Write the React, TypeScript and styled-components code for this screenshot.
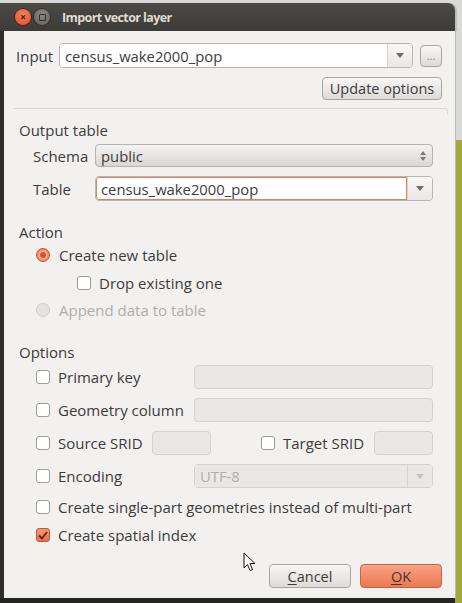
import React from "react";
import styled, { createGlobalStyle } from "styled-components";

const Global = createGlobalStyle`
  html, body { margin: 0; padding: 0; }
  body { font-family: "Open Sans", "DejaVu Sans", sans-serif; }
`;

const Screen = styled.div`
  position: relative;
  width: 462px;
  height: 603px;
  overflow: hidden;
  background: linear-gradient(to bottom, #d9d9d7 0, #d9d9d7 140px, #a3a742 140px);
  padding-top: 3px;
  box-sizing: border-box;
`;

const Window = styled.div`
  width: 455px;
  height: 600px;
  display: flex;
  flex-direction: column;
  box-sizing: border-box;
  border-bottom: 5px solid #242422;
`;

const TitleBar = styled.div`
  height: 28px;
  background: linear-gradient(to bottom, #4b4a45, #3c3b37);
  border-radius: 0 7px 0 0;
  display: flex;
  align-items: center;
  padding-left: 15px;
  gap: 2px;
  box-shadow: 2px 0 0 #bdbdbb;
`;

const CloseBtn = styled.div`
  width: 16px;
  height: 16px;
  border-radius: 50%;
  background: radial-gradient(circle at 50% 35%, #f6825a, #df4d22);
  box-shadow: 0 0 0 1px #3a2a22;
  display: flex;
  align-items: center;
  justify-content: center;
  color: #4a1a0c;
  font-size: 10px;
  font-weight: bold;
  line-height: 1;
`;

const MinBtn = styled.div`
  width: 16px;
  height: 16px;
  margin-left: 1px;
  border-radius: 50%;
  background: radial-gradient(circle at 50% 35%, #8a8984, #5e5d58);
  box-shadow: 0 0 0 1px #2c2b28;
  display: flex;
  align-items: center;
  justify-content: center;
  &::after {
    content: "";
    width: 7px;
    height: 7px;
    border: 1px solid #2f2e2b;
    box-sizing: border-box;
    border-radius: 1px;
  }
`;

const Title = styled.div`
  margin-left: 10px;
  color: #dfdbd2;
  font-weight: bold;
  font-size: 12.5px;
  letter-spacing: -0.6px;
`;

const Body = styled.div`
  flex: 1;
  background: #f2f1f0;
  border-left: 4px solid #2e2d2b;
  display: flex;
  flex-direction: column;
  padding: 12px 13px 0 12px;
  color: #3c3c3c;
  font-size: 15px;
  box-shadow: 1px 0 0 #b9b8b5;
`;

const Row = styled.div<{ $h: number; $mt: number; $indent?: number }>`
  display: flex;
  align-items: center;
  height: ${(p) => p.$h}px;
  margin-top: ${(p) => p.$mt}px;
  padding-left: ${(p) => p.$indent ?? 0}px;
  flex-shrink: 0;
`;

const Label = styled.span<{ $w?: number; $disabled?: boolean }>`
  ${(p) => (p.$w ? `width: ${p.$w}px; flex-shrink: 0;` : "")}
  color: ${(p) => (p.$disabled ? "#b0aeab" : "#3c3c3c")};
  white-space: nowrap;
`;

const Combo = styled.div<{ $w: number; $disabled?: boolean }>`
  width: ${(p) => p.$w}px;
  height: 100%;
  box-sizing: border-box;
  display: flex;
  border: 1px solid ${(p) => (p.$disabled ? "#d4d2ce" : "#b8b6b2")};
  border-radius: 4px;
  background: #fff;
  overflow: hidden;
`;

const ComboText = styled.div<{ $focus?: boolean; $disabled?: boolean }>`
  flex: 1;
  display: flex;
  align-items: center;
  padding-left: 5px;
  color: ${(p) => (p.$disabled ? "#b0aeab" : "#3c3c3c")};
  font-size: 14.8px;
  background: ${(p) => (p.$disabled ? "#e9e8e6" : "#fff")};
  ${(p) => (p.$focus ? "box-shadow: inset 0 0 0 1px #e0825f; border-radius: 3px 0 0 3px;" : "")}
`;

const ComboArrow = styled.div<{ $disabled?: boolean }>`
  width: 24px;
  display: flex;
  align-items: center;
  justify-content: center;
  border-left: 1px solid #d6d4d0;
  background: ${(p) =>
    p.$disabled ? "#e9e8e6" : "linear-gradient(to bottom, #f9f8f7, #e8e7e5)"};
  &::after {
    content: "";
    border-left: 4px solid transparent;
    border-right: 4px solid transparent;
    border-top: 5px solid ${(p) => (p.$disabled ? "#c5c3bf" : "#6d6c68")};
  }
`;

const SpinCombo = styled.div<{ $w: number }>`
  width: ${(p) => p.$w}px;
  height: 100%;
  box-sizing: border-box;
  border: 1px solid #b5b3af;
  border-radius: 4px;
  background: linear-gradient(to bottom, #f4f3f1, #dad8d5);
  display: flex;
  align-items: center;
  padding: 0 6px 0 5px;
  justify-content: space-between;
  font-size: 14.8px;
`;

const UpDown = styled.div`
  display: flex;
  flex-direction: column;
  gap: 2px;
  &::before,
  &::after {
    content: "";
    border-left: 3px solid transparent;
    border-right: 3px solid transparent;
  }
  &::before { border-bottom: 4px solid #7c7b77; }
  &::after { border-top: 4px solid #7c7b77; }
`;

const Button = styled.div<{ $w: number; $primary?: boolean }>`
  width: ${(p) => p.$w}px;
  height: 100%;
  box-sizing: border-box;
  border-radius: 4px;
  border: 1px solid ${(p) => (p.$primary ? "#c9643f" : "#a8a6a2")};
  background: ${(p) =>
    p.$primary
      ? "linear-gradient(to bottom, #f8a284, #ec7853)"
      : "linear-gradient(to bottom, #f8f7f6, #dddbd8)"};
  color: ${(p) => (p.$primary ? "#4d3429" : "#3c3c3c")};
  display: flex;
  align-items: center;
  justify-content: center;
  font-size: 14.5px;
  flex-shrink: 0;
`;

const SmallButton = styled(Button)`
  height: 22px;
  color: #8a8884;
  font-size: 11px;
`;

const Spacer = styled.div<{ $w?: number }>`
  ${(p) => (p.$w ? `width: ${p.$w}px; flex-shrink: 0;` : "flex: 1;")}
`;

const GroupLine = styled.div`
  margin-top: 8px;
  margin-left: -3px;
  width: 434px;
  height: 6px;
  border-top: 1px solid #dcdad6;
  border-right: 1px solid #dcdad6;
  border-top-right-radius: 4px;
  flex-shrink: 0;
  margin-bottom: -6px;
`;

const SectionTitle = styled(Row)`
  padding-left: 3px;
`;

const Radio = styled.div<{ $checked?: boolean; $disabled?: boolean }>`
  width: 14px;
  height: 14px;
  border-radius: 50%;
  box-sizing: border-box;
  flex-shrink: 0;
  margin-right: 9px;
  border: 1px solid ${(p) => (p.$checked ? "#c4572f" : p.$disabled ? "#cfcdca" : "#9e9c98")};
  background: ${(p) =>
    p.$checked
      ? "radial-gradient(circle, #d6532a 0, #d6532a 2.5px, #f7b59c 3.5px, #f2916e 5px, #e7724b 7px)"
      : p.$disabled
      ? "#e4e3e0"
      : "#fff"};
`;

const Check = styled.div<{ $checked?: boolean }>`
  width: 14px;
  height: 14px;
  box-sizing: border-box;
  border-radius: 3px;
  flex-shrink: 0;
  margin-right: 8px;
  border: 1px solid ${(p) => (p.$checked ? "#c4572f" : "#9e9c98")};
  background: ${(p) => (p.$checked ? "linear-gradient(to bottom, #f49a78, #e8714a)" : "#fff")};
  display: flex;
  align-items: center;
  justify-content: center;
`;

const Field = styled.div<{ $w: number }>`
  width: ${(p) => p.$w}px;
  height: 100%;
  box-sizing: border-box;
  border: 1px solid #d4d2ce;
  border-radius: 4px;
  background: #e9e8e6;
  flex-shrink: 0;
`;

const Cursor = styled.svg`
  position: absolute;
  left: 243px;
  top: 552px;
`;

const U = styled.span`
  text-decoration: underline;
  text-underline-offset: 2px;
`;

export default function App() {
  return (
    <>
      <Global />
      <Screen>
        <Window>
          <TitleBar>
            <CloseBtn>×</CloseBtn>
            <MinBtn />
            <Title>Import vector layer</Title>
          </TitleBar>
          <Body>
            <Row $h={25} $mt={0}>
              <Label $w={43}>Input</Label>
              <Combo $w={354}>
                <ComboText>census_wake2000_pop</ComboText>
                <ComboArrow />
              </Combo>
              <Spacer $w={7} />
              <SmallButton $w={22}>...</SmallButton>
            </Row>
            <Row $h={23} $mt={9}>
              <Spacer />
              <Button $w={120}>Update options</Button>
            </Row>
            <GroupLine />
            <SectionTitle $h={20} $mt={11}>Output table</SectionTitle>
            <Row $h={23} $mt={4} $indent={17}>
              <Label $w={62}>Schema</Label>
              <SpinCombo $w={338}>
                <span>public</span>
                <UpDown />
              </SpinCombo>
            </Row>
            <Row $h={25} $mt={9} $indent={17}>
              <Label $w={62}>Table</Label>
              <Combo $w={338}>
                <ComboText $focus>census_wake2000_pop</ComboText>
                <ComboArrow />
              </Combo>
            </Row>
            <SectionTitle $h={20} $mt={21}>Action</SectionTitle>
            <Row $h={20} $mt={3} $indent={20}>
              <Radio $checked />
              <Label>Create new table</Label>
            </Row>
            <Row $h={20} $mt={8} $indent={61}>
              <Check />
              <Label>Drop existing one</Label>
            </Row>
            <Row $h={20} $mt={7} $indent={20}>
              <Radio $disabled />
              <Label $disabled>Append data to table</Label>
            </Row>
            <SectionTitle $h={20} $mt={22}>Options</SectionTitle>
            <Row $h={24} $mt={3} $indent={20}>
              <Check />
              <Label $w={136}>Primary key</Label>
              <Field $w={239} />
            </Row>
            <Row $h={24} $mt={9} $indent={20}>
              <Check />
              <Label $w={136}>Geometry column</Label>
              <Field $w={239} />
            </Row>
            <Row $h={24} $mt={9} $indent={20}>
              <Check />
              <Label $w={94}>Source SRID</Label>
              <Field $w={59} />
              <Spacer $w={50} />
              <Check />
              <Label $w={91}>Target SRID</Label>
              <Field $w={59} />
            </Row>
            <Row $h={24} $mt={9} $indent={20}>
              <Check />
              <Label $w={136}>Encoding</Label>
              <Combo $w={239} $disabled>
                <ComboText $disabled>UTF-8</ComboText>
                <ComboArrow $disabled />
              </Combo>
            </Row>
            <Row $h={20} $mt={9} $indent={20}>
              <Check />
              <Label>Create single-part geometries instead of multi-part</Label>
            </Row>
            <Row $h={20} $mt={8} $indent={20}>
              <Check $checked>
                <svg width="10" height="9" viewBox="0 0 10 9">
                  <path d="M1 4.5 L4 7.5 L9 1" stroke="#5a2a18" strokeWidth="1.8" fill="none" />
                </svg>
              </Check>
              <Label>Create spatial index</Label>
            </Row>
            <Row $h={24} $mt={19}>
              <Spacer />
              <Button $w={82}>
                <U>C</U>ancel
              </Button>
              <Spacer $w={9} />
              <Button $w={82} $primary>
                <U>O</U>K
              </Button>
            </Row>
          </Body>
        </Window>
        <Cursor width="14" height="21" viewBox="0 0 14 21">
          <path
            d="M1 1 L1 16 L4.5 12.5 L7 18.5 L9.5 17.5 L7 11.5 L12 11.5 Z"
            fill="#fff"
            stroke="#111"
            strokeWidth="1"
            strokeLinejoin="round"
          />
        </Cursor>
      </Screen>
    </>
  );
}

+++

--- Task statement ---
Count the lines above in which the word "React" appears, then state only that count.

--- Result of the exercise ---
2